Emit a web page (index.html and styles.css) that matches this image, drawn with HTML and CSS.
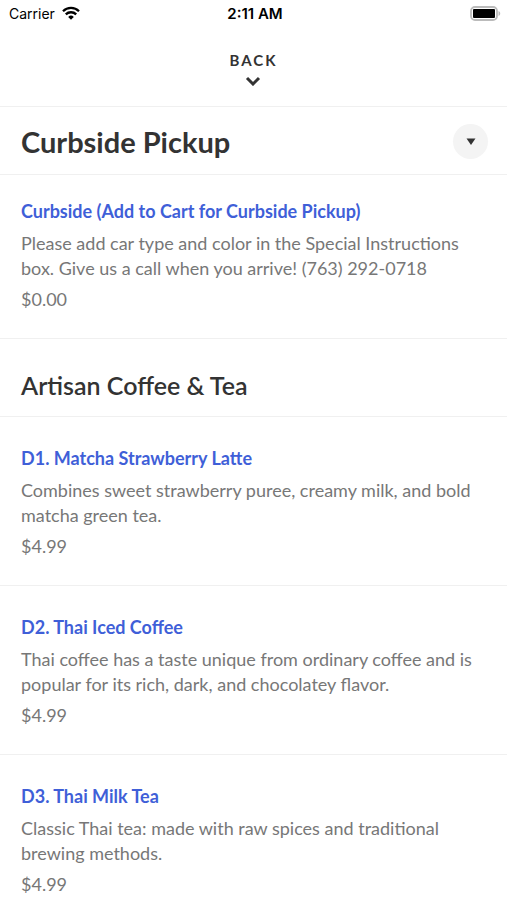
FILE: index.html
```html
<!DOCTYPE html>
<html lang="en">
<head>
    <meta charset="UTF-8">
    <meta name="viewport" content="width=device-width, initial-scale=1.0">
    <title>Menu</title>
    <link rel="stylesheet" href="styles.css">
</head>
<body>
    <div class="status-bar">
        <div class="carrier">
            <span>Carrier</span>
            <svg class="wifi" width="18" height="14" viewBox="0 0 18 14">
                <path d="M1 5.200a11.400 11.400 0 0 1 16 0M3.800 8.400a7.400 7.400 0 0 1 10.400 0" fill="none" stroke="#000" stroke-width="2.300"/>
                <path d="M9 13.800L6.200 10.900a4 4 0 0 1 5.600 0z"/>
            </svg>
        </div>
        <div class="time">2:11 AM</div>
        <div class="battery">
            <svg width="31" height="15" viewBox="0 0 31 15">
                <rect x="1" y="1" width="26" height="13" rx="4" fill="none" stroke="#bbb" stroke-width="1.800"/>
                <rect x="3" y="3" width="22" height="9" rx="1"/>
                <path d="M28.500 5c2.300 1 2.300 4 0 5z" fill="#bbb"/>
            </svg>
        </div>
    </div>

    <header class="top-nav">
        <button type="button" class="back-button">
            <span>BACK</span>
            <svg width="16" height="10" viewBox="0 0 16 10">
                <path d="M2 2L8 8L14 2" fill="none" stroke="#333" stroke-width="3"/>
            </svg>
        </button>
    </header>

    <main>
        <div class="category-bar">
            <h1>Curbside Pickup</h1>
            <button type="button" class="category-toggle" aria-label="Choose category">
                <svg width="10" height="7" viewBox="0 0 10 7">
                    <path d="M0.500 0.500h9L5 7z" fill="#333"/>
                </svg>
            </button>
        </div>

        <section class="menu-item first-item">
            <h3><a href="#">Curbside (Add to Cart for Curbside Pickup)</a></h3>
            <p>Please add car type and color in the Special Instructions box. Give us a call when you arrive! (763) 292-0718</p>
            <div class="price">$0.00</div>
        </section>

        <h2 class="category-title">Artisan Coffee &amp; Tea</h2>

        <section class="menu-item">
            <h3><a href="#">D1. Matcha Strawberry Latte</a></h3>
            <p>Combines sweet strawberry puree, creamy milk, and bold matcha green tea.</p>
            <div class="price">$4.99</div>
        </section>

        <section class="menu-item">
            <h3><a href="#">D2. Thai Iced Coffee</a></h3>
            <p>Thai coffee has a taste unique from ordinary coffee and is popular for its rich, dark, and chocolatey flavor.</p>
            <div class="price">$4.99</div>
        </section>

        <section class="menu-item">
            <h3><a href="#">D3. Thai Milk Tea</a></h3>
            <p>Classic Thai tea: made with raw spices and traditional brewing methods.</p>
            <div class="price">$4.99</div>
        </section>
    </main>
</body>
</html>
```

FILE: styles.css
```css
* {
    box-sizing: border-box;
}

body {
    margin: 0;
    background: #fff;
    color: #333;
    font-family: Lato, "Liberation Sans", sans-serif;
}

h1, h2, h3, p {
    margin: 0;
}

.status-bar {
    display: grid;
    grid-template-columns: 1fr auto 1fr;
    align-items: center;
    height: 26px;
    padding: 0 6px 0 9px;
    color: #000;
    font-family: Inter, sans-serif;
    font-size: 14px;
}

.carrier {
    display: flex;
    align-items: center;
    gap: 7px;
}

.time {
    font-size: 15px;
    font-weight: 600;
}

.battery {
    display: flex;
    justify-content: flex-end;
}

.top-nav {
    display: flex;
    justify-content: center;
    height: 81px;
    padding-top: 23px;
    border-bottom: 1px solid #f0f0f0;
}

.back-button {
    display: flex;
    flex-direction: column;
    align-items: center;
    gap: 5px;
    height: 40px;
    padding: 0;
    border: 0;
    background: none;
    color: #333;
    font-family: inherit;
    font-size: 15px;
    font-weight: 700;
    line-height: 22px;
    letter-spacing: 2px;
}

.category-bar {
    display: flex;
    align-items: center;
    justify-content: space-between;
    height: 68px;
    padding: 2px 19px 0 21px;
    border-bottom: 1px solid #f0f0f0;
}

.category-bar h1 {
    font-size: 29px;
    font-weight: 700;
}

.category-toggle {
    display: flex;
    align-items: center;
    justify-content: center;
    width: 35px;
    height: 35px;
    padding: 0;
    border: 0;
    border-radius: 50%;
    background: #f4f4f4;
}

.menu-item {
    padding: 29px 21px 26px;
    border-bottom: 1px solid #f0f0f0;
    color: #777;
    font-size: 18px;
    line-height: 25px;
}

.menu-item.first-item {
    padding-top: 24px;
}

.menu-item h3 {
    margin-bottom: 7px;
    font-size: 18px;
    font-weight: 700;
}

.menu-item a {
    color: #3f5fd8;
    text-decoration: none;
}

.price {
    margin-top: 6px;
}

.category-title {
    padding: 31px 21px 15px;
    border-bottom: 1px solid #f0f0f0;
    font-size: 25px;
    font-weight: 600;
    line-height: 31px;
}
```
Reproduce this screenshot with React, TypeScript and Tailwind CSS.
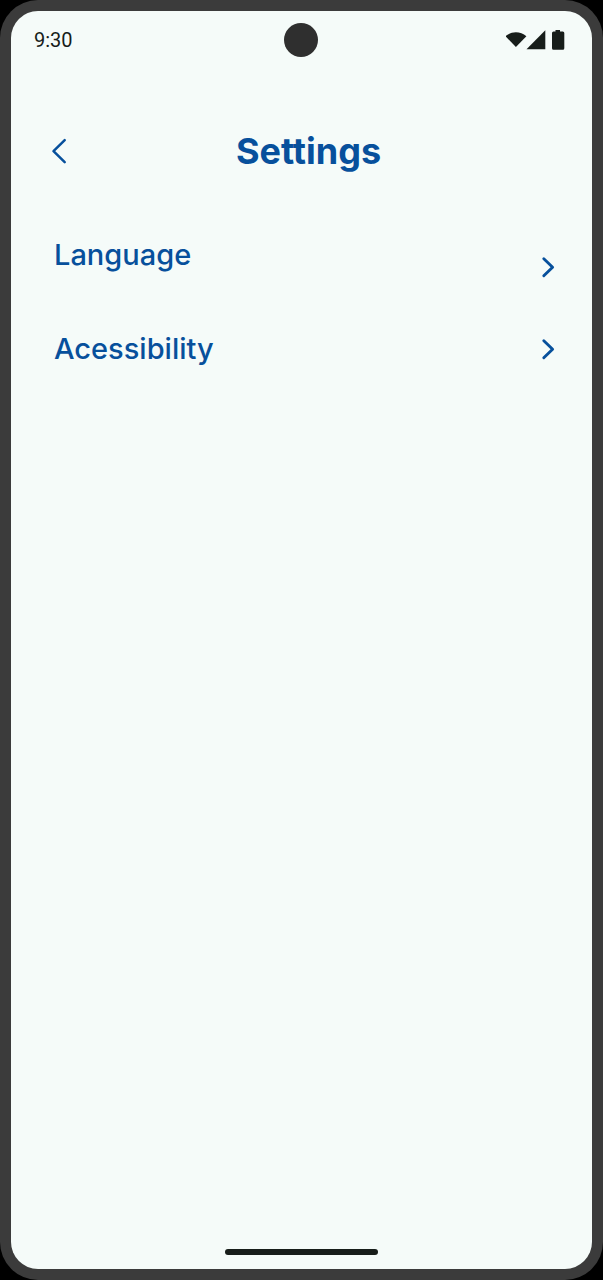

_What you have to do_
Give only the number of lines in the entries above that contain the string "this".

_Full solution_
2